College student returns from Tanzania
November 25, 2013 at 11:34 AM
With thanks to Year 9 student Isabella Denholm
In November this year I had the privilege of attending the World Vision (WV) International Triennial Council in Arusha, Tanzania as the WV New Zealand Youth Representative. The theme of the Council was youth engagement and I joined 35 other youth representatives from all around the world to learn and contribute at Council. The 12 days spent there was an amazing, life changing and memorable experience – and one I will never forget!
The overall trip was divided into three phases: Firstly we visited a WV area development project to see the work of WV firsthand and meet some of the families and communities impacted by the assistance of WV New Zealand. Secondly we were involved in a youth preparatory workshop were all the youth representatives prepared their presentations and shared their stories. And thirdly we participated in the actual Triennial Council where we learnt and shared our country presentations with all the WV CEOS and board directors.
Magugu Area development Project (ADP)
The first few days in Tanzania were spent at the Magugu ADP. This ADP has been supported by WV NZ and we were able to see firsthand where donor money goes to! We started the trip to the ADP by visiting the wonderful Maasai women. As we pulled in, we were greeted by incredible singing and dancing - and I was amazed by their talent. Everywhere we looked; our eyes were filled with the bright, joyful colours of the ladies dresses and necklaces as they jumped up and down doing the traditional Maasai dance. We then visited ‘Sophia’ who works as a hairdresser, funded by a WV Microfinance project. It was amazing to be able to meet Sophia and to see how Microfinance had impacted her life.
The following day we were lucky enough to be invited along to the opening of a big World Vision project. The Magugu ADP has been working alongside WV to build a large water pipe through the community, which meant that the people in this community now had close and constant access to fresh water. We met the Regional Commissioner here and then visited a few of the villages that were impacted by the water project. It was inspiring to hear the stories about how the water project had made an impact on the lives of so many people in these villages.
I loved visiting the ADP and didn’t want to leave! The children and families were so friendly and made us feel like their own family. Even the Village Chief looked after me! It was sad seeing some of the challenges and difficulties families these communities were facing – many may have only been living on $1-2 dollars a day, but it was amazing to see the difference World Vision has made.

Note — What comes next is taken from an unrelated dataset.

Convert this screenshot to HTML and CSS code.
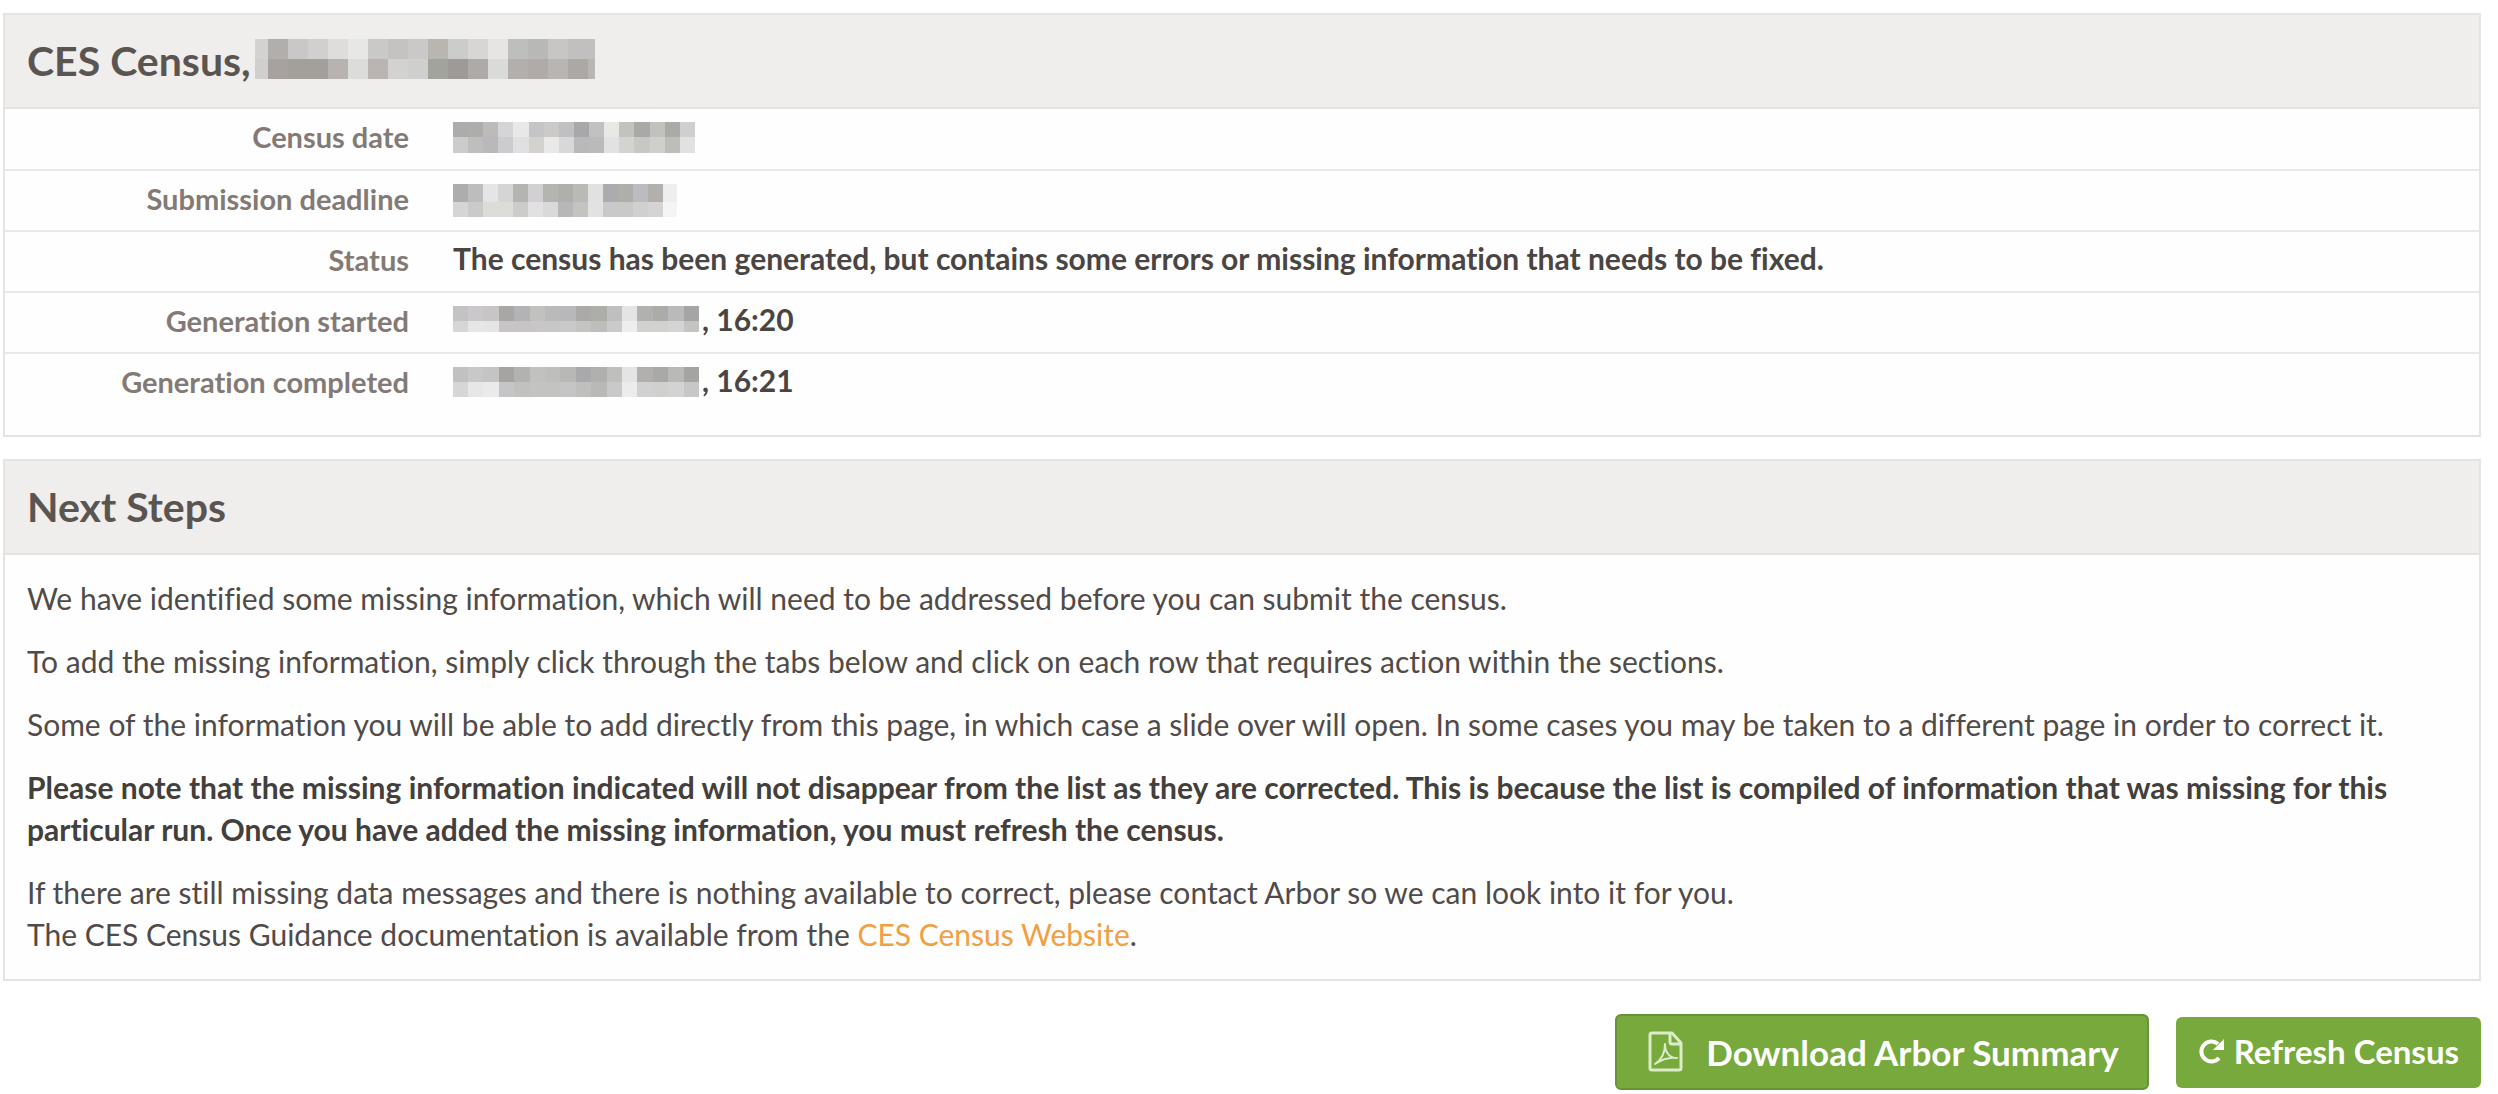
FILE: index.html
```
<!DOCTYPE html>
<html lang="en">
<head>
<meta charset="utf-8">
<title>CES Census</title>
<link rel="stylesheet" href="styles.css">
</head>
<body>
<section class="panel">
  <h2 class="panelTitle">CES Census, <svg class="mask" data-mask="title"></svg></h2>
  <table class="details">
    <tr>
      <th scope="row">Census date</th>
      <td><div class="value"><svg class="mask" data-mask="date"></svg></div></td>
    </tr>
    <tr>
      <th scope="row">Submission deadline</th>
      <td><div class="value"><svg class="mask" data-mask="deadline"></svg></div></td>
    </tr>
    <tr>
      <th scope="row">Status</th>
      <td><div class="value">The census has been generated, but contains some errors or missing information that needs to be fixed.</div></td>
    </tr>
    <tr>
      <th scope="row">Generation started</th>
      <td><div class="value"><svg class="mask" data-mask="started"></svg>, 16:20</div></td>
    </tr>
    <tr>
      <th scope="row">Generation completed</th>
      <td><div class="value"><svg class="mask" data-mask="completed"></svg>, 16:21</div></td>
    </tr>
  </table>
</section>

<section class="panel">
  <h2 class="panelTitle">Next Steps</h2>
  <div class="panelBody">
    <p>We have identified some missing information, which will need to be addressed before you can submit the census.</p>
    <p>To add the missing information, simply click through the tabs below and click on each row that requires action within the sections.</p>
    <p>Some of the information you will be able to add directly from this page, in which case a slide over will open. In some cases you may be taken to a different page in order to correct it.</p>
    <p><strong>Please note that the missing information indicated will not disappear from the list as they are corrected. This is because the list is compiled of information that was missing for this particular run. Once you have added the missing information, you must refresh the census.</strong></p>
    <p>If there are still missing data messages and there is nothing available to correct, please contact Arbor so we can look into it for you.<br>
    The CES Census Guidance documentation is available from the <a href="#">CES Census Website</a>.</p>
  </div>
</section>

<div class="actions">
  <button type="button" class="button buttonLarge">
    <svg class="pdfIcon" viewBox="0 0 35 41" aria-hidden="true">
      <path d="M4 2H24L33 12V37Q33 39 31 39H4Q2 39 2 37V4Q2 2 4 2Z"/>
      <path d="M22 2V11Q22 13 24 13H33"/>
      <path class="curve" d="M7 33C13 29 17 22 17 13C17 21 21 27 29 27C21 26 13 29 7 33Z"/>
    </svg>
    Download Arbor Summary
  </button>
  <button type="button" class="button">
    <svg class="refreshIcon" viewBox="0 0 27 26" aria-hidden="true">
      <path class="arc" d="M21 20A10 10 0 1 1 20 6"/>
      <path class="head" d="M26 1V12H15Z"/>
    </svg>
    Refresh Census
  </button>
</div>

<script>
  //Redacted dates: cell width, row heights, total width, then the greys of each row
  var masks = {
    title: {
      first: 13, cell: 20, rows: [20, 20], width: 340,
      top: "d3d2d1 b2aeac c9c8c7 d1d0cf dedddc e7e7e6 cac9c7 c4c3c1 cac9c7 b9b5b1 cccccb d7d6d5 e6e5e4 bebebd b8b8b7 c7c6c5 c1c0bf c1c0bf",
      bottom: "cfcfce a7a29f a39f9b a39f9b b8b3b0 dcdcdb bab5b2 d2d2d1 cfcfce a3a39e 9e9a98 aeaaa8 dadad9 b3afac b0aba8 b9b5b3 aca8a4 b9b5b3"
    },
    date: {
      first: 15, cell: 15, rows: [15, 16], width: 242,
      top: "acacaa adadab bcbbb9 d5d4d6 e8e8e8 c5c4c6 cbcac8 c1bfc1 a8a7a9 c1c0c2 e8e8e5 c2c2be a9a9a7 c1c2be aaaaa8 cfcfcf",
      bottom: "cccccd bfbebc b9b8ba cccbcd e1dfe1 d3d2ce e9e9e9 d8d8d8 b9b8ba bbbab8 e2e2e2 d3d3d0 c7c7c4 cfcfcc bdbdba e1e1e1"
    },
    deadline: {
      first: 15, cell: 15, rows: [18, 15], width: 224,
      top: "aeacae bdbcbe e5e5e5 d5d5d5 b4b4b1 d2d0d2 b4b4b1 afafac b9b9b6 e1e1e1 acabad aeaeab bcbbbd b2afad eeeeee",
      bottom: "d5d5d3 cacaca dcdcd9 dcdcd9 cccccb e1e1e1 dad9da b8b6b8 c3c3c0 e2e2e2 c9c9c9 c9c9c9 d0d0ce d4d4d4 f5f5f5"
    },
    started: {
      first: 15, cell: 15, rows: [15, 11], width: 246,
      top: "c3c3c4 cac8ca c7c5c6 a8a7a5 b3b2b4 c1c1be bababa b8b7b9 abaaa8 adadaa bfbfbf e5e4e5 b1b1af ababa8 bababa a6a5a6",
      bottom: "d6d6d6 e6e6e6 e5e5e5 c7c5c7 c6c5c4 c8c6c6 c8c7c8 cac9ca c4c4c2 bdbdba cacaca eeeeee d1d1d0 d1d1cf d4d4d5 c4c4c1"
    },
    completed: {
      first: 15, cell: 15, rows: [15, 15], width: 246,
      top: "c1c1c2 c9c8c9 c5c4c5 a5a4a3 b2b2b0 c1c1bf bebebc b8b8b6 a9a8aa b0b0ae bfbfbd e4e4e4 b1b0af a9a9a7 b9b9b8 a4a4a2",
      bottom: "d6d6d6 e7e7e7 eaeaea c5c4c6 c1c1bf c3c3c1 c3c3c1 c5c5c5 bfbfbd b9b9b7 c9c9ca ececec d1d1d2 d0d0ce d3d3d4 c7c6c8"
    }
  };

  function drawMask(svg, mask) {
    var height = mask.rows[0] + mask.rows[1];
    var rects = "";
    [mask.top, mask.bottom].forEach(function(row, i) {
      var colors = row.split(" ");
      //The first and last cells of a row can be cut short
      var cell = (mask.width - mask.first) / (colors.length - 1);
      if (mask.width - mask.first < mask.cell * (colors.length - 1)) {
        cell = mask.cell;
      }
      colors.forEach(function(color, n) {
        var x = n == 0 ? 0 : Math.round(mask.first + (n - 1) * cell);
        var next = Math.min(mask.width, Math.round(mask.first + n * cell));
        rects += '<rect x="' + x + '" y="' + (i == 0 ? 0 : mask.rows[0]) + '" width="' + (next - x) + '" height="' + mask.rows[i] + '" fill="#' + color + '"/>';
      });
    });
    svg.setAttribute("width", mask.width);
    svg.setAttribute("height", height);
    svg.innerHTML = rects;
  }

  document.querySelectorAll(".mask").forEach(function(svg) {
    drawMask(svg, masks[svg.dataset.mask]);
  });
</script>
</body>
</html>
```
FILE: styles.css
```
* {
  box-sizing: border-box;
}
body {
  margin: 0;
  padding: 13px 17px 5px 3px;
  background-color: #fff;
  color: #504b49;
  font-family: Lato, "Open Sans", sans-serif;
  font-size: 30px;
  font-variant-ligatures: none;
  line-height: 42px;
}
.panel {
  margin-bottom: 22px;
  border: 2px solid #e5e3e1;
  background-color: #fefefe;
}
.panelTitle {
  display: flex;
  align-items: center;
  gap: 4px;
  margin: 0;
  padding: 21px 22px;
  border-bottom: 2px solid #e5e3e1;
  background-color: #efeeec;
  color: #5b5552;
  font-size: 41px;
  line-height: 50px;
}
.panelTitle .mask {
  margin-bottom: 4px;
}
.details {
  width: 100%;
  border-collapse: collapse;
}
.details th,
.details td {
  height: 61px;
  padding: 0;
  border-bottom: 2px solid #e9e8e7;
  vertical-align: top;
  font-weight: bold;
  line-height: 36px;
}
.details th {
  width: 426px;
  padding-top: 10px;
  padding-right: 22px;
  color: #837a75;
  font-size: 29px;
  text-align: right;
}
.details td {
  padding-top: 8px;
  padding-left: 22px;
  color: #4a4543;
}
.details tr:last-child th,
.details tr:last-child td {
  height: 82px;
  border-bottom: none;
}
.value {
  display: flex;
  align-items: flex-start;
  gap: 3px;
}
.value .mask {
  margin-top: 5px;
}
.panelBody {
  padding: 22px 22px 24px;
}
.panelBody p {
  margin: 0 0 21px;
}
.panelBody p:last-child {
  margin-bottom: 0;
}
.panelBody strong {
  color: #433f3d;
}
.panelBody a {
  color: #f0a043;
  text-decoration: none;
}
.actions {
  display: flex;
  justify-content: flex-end;
  align-items: center;
  gap: 27px;
  margin-top: 33px;
}
.button {
  display: flex;
  align-items: center;
  gap: 9px;
  padding: 14px 22px 17px;
  border: none;
  border-radius: 6px;
  background-color: #78a93c;
  color: #fff;
  font-family: inherit;
  font-size: 33px;
  font-weight: bold;
  line-height: 40px;
}
.buttonLarge {
  gap: 23px;
  padding: 15px 28px 16px 31px;
  border: 2px solid #67933a;
  font-size: 35px;
}
.pdfIcon {
  width: 35px;
  height: 41px;
  fill: none;
  stroke: #dcebc8;
  stroke-width: 3;
  stroke-linejoin: round;
}
.pdfIcon .curve {
  stroke-width: 2;
}
.refreshIcon {
  width: 27px;
  height: 26px;
}
.arc {
  fill: none;
  stroke: #fff;
  stroke-width: 4;
}
.head {
  fill: #fff;
}
```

Youth Preparatory Workshop
The next part of our trip was spent at the youth preparatory workshop. Here we got to meet 35 other youth representatives from 32 different countries. We spent time with each other learning about one another’s stories, family, school, communities and lives! It was inspiring to hear everyone’s stories and what it was like back in their home country. WV NZ is a ‘support office’ – and the money raised in NZ goes to the field or ‘field offices’. So it was great to hear and see where our money was actually going to, and how our fundraising and donations really affects the lives of others. It was also interesting seeing the needs amongst youth of other countries compared to those in NZ. Many youth had to face challenges such as poverty, disease, no education and the impact of war etc. We have such different issues facing youth here in NZ – and I realized how lucky we are!!
The last part of our journey was the actual Triennial Council. At the Council, over 300 WV Directors and board members met to discuss the WV strategy for the next three years and hear what youth, like me, had to say about youth engagement! Every morning we attended meetings and learnt about the work of World Vision; what they have achieved over the last three years - and what they intend to do for the years ahead. It was amazing to hear just how much World Vision was doing to help and I was inspired by what they are planning to still do.
One of the highlights for me at the Council was working as a ‘youth journalist’. This meant I had to interview and record the stories and events that took place during Council. It was so sad to hear of the challenges and difficulties in so many developing countries – diseases, war, conflict, poverty etc - but it was inspiring to meet individuals that were working to make change and bring hope.
At Council I also presented my research on what youth in New Zealand were doing to help child wellbeing. It was such a great experience to talk to all the board members and to give suggestions as to how they can work alongside kiwi kids and engage them a lot more.
So in summary, I am so grateful for the opportunity to go to Tanzania with World Vision. It was such an amazing experience and a real eye opener. I will never forget the experiences I had and the people I met. I have friends from 30 different countries and will always remember their stories and courage. It was a truly inspiring trip and of course I now hope to go again someday!